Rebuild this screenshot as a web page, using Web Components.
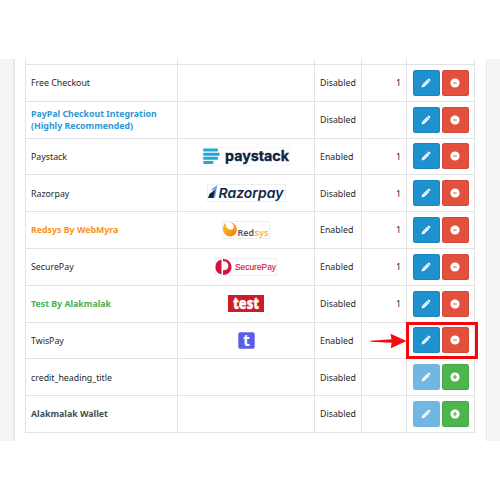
<!DOCTYPE html>
<html lang="en">
<head>
<meta charset="utf-8">
<title>Payment extensions</title>
<style>
    body {
        margin: 0;
        background: #fff;
        font-family: "Noto Sans", "Open Sans", sans-serif;
        font-size: 8.8px;
        color: #262626;
    }
</style>
</head>
<body>
<payment-panel>
    <payment-row name="Free Checkout" status="Disabled" order="1"></payment-row>
    <payment-row name="PayPal Checkout Integration (Highly Recommended)" tone="blue" status="Disabled"></payment-row>
    <payment-row name="Paystack" status="Enabled" order="1"><brand-logo brand="paystack"></brand-logo></payment-row>
    <payment-row name="Razorpay" status="Disabled" order="1"><brand-logo brand="razorpay"></brand-logo></payment-row>
    <payment-row name="Redsys By WebMyra" tone="orange" status="Enabled" order="1"><brand-logo brand="redsys"></brand-logo></payment-row>
    <payment-row name="SecurePay" status="Enabled" order="1"><brand-logo brand="securepay"></brand-logo></payment-row>
    <payment-row name="Test By Alakmalak" tone="green" status="Disabled" order="1"><brand-logo brand="test"></brand-logo></payment-row>
    <payment-row name="TwisPay" status="Enabled" marked><brand-logo brand="twispay"></brand-logo></payment-row>
    <payment-row name="credit_heading_title" status="Disabled" install></payment-row>
    <payment-row name="Alakmalak Wallet" tone="dark" status="Disabled" install></payment-row>
</payment-panel>

<script>
// Logos, each with its own size
const logos = {
    paystack: `
        <svg width="88" height="19" viewBox="0 0 88 19">
            <rect x=".5" y=".5" width="87" height="18" fill="#fff" stroke="#f6f6f6"/>
            <g fill="#22a7d8">
                <rect x="1.3" y="1.6" width="14.6" height="3" rx=".6"/>
                <rect x="1.3" y="5.7" width="16.3" height="3" rx=".6"/>
                <rect x="1.3" y="9.8" width="14.6" height="3" rx=".6"/>
                <rect x="1.3" y="13.9" width="10" height="3" rx=".6"/>
            </g>
            <text x="23" y="13.8" textLength="64" lengthAdjust="spacingAndGlyphs" font-family="Inter" font-weight="700" font-size="14.2" fill="#0c2340" stroke="#0c2340" stroke-width=".3">paystack</text>
        </svg>`,
    razorpay: `
        <svg width="79" height="18" viewBox="0 0 79 18">
            <rect x=".5" y=".5" width="78" height="17" fill="#fff" stroke="#efefef"/>
            <path d="M4.6 5.2 10.3.9 8 14H5.3L7 5.5 4.8 7Z" fill="#62a7f4"/>
            <path d="M1 14 2.6 9.8 8.3 5.8 6.3 14Z" fill="#10264b"/>
            <text x="11.5" y="14" textLength="65" lengthAdjust="spacingAndGlyphs" font-family="Inter" font-weight="600" font-style="italic" font-size="13.5" fill="#10264b">Razorpay</text>
        </svg>`,
    redsys: `
        <svg width="48" height="18" viewBox="0 0 48 18">
            <rect x=".5" y=".5" width="47" height="17" fill="#fff" stroke="#eee"/>
            <defs>
                <linearGradient id="sun" x1="0" y1="0" x2="1" y2="1">
                    <stop offset="0" stop-color="#ffc928"/>
                    <stop offset="1" stop-color="#ee7a16"/>
                </linearGradient>
            </defs>
            <path d="M4 1.7C1.5 3.6.7 5.8 1 8.8c.5 4 3.5 6.6 7.3 6.6 4 0 6.5-3 6.5-6.8C14.8 5 12.5 1.8 7.5 1.3c3.200 1 4.800 3.200 4.300 5.200-.6 2.200-3.500 2.900-5.500 1.600C4.300 6.700 3.400 4.600 4 1.700Z" fill="url(#sun)"/>
            <g font-family="Noto Sans" font-weight="600" font-size="9.6">
                <text x="15.500" y="15" textLength="16.500" lengthAdjust="spacingAndGlyphs" fill="#555">Red</text>
                <text x="32.600" y="15" textLength="14" lengthAdjust="spacingAndGlyphs" fill="#fbb425">sys</text>
            </g>
        </svg>`,
    securepay: `
        <svg width="62" height="18" viewBox="0 0 62 18">
            <rect x=".5" y=".5" width="61" height="17" fill="#fff" stroke="#eee"/>
            <path d="M6.500 1.400A7.800 7.800 0 0 0 6.500 16.600Z" fill="#d5133a"/>
            <path d="M8 1C13 1 16.500 4.500 16.500 9S13 17 8 17V12.300C11.500 12.300 13.400 10.600 13.400 7.900 13.400 5.300 11.500 3.300 8 3.300Z" fill="#d5133a"/>
            <text x="20" y="12.400" textLength="41" lengthAdjust="spacingAndGlyphs" font-family="Liberation Sans" font-size="9.400" fill="#d5133a" stroke="#d5133a" stroke-width=".15">SecurePay</text>
        </svg>`,
    test: `
        <svg width="36" height="17" viewBox="0 0 36 17">
            <rect width="36" height="17" fill="#cf1b26"/>
            <text x="5" y="14" textLength="26" lengthAdjust="spacingAndGlyphs" font-family="Noto Sans" font-weight="900" font-size="16" fill="#fff" stroke="#fff" stroke-width=".3">test</text>
        </svg>`,
    twispay: `
        <svg width="17" height="17" viewBox="0 0 17 17">
            <rect x=".3" y=".3" width="16.400" height="16.400" rx="1.800" fill="#5b5ce8"/>
            <text x="5" y="13.600" textLength="7" lengthAdjust="spacingAndGlyphs" font-family="Noto Sans" font-weight="700" font-size="15.500" fill="#fff">t</text>
        </svg>`
};

class BrandLogo extends HTMLElement {
    connectedCallback() {
        this.attachShadow({ mode: 'open' }).innerHTML = `
            <style>
                :host { display: block; line-height: 0; }
                svg { display: block; overflow: visible; }
            </style>
            ${logos[this.getAttribute('brand')] || ''}
        `;
    }
}

// Glyphs on the action buttons
const icons = {
    edit: `<svg width="10" height="10" viewBox="0 0 10 10"><path d="M.6 9.400 1.200 6.700 6.100 1.800 8.200 3.900 3.300 8.800ZM6.500 1.400 7.300.7Q7.900.3 8.500.9L9.100 1.500Q9.700 2.100 9.200 2.700L8.600 3.500Z" fill="#fff"/><path d="M2.700 6.900 6.200 3.400" stroke="var(--button)" stroke-width=".4"/></svg>`,
    remove: `<svg width="10" height="10" viewBox="0 0 10 10"><circle cx="5" cy="5" r="4.600" fill="#fff"/><path d="M3.300 5h3.400" stroke="var(--button)" stroke-width="1"/></svg>`,
    add: `<svg width="10" height="10" viewBox="0 0 10 10"><circle cx="5" cy="5" r="4.600" fill="#fff"/><path d="M2.800 5h4.400M5 2.800v4.400" stroke="var(--button)" stroke-width="1.200"/></svg>`
};

class ActionButton extends HTMLElement {
    connectedCallback() {
        this.attachShadow({ mode: 'open' }).innerHTML = `
            <style>
                :host {
                    --button: #1e91cf;
                    display: flex;
                    align-items: center;
                    justify-content: center;
                    box-sizing: border-box;
                    width: 27.300px;
                    height: 26px;
                    border: 1px solid rgba(0, 0, 0, .08);
                    border-radius: 2.500px;
                    background: var(--button);
                }
                :host([icon="remove"]) { --button: #e3503e; }
                :host([icon="add"]) { --button: #4cb64c; }
                :host([disabled]) { --button: #70b7e1; border-color: transparent; }
                svg { display: block; }
            </style>
            ${icons[this.getAttribute('icon')]}
        `;
    }
}

class PaymentRow extends HTMLElement {
    connectedCallback() {
        const install = this.hasAttribute('install');
        const marker = this.hasAttribute('marked') ? `
            <div class="frame"></div>
            <svg class="arrow" width="37" height="16" viewBox="0 0 37 16">
                <path d="M.5 7.700 21.500 6.200 20.500.8 36.500 8 20.800 15.300 21.600 9.700.5 8.800Z" fill="#f30d12"/>
            </svg>` : '';

        this.attachShadow({ mode: 'open' }).innerHTML = `
            <style>
                :host {
                    position: relative;
                    display: grid;
                    grid-template-columns: 152px 137px 47px 45px 68px;
                    box-sizing: border-box;
                    border-bottom: 1px solid #e3e3e5;
                    line-height: 12.400px;
                }
                .cell {
                    display: flex;
                    align-items: center;
                    box-sizing: border-box;
                    padding: 1px 5px 0;
                    border-right: 1px solid #e3e3e5;
                }
                .logo { justify-content: center; padding-top: 0; }
                .order { justify-content: flex-end; }
                .actions { gap: 2px; padding: 0 0 0 5.500px; }
                :host([tone]) .name { font-weight: 700; }
                :host([tone="blue"]) .name { color: #2d98d4; }
                :host([tone="orange"]) .name { color: #f7931e; }
                :host([tone="green"]) .name { color: #4cb050; }
                :host([tone="dark"]) .name { color: #444e58; }
                .frame {
                    position: absolute;
                    top: -1px;
                    right: -3px;
                    box-sizing: border-box;
                    width: 72px;
                    height: 37px;
                    border: 3px solid #f5060c;
                }
                .arrow { position: absolute; right: 68px; top: 10.500px; }
            </style>
            <div class="cell name">${this.getAttribute('name')}</div>
            <div class="cell logo"><slot></slot></div>
            <div class="cell status">${this.getAttribute('status')}</div>
            <div class="cell order">${this.getAttribute('order') || ''}</div>
            <div class="cell actions">
                <action-button icon="edit" ${install ? 'disabled' : ''}></action-button>
                <action-button icon="${install ? 'add' : 'remove'}"></action-button>
            </div>
            ${marker}
        `;
    }
}

class PaymentPanel extends HTMLElement {
    connectedCallback() {
        this.attachShadow({ mode: 'open' }).innerHTML = `
            <style>
                :host {
                    display: block;
                    box-sizing: border-box;
                    height: 382px;
                    margin: 59px 0;
                    padding: 0 13px;
                    background: #f5f5f5;
                }
                .panel {
                    box-sizing: border-box;
                    height: 100%;
                    padding: 0 10px;
                    border: solid #e8e8e8;
                    border-width: 0 1px 0 2px;
                    background: #fff;
                }
                .table {
                    display: grid;
                    grid-template-rows: 6px;
                    grid-auto-rows: 36.800px;
                    width: 450px;
                    box-sizing: border-box;
                    border-left: 1px solid #e3e3e5;
                }
                /* Bottom edge of the row that is scrolled out above */
                .stub {
                    display: grid;
                    grid-template-columns: 152px 137px 47px 45px 68px;
                    border-bottom: 1px solid #e3e3e5;
                }
                .stub i { border-right: 1px solid #e3e3e5; }
            </style>
            <div class="panel">
                <div class="table">
                    <div class="stub"><i></i><i></i><i></i><i></i><i></i></div>
                    <slot></slot>
                </div>
            </div>
        `;
    }
}

customElements.define('brand-logo', BrandLogo);
customElements.define('action-button', ActionButton);
customElements.define('payment-row', PaymentRow);
customElements.define('payment-panel', PaymentPanel);
</script>
</body>
</html>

→ **Your goal**: Emit the lines of the material exactly, from its first line to the line containing "</payment-panel>", inclusive; leave every picture out.

→ **Reply**:
Rebuild this screenshot as a web page, using Web Components.
<!DOCTYPE html>
<html lang="en">
<head>
<meta charset="utf-8">
<title>Payment extensions</title>
<style>
    body {
        margin: 0;
        background: #fff;
        font-family: "Noto Sans", "Open Sans", sans-serif;
        font-size: 8.8px;
        color: #262626;
    }
</style>
</head>
<body>
<payment-panel>
    <payment-row name="Free Checkout" status="Disabled" order="1"></payment-row>
    <payment-row name="PayPal Checkout Integration (Highly Recommended)" tone="blue" status="Disabled"></payment-row>
    <payment-row name="Paystack" status="Enabled" order="1"><brand-logo brand="paystack"></brand-logo></payment-row>
    <payment-row name="Razorpay" status="Disabled" order="1"><brand-logo brand="razorpay"></brand-logo></payment-row>
    <payment-row name="Redsys By WebMyra" tone="orange" status="Enabled" order="1"><brand-logo brand="redsys"></brand-logo></payment-row>
    <payment-row name="SecurePay" status="Enabled" order="1"><brand-logo brand="securepay"></brand-logo></payment-row>
    <payment-row name="Test By Alakmalak" tone="green" status="Disabled" order="1"><brand-logo brand="test"></brand-logo></payment-row>
    <payment-row name="TwisPay" status="Enabled" marked><brand-logo brand="twispay"></brand-logo></payment-row>
    <payment-row name="credit_heading_title" status="Disabled" install></payment-row>
    <payment-row name="Alakmalak Wallet" tone="dark" status="Disabled" install></payment-row>
</payment-panel>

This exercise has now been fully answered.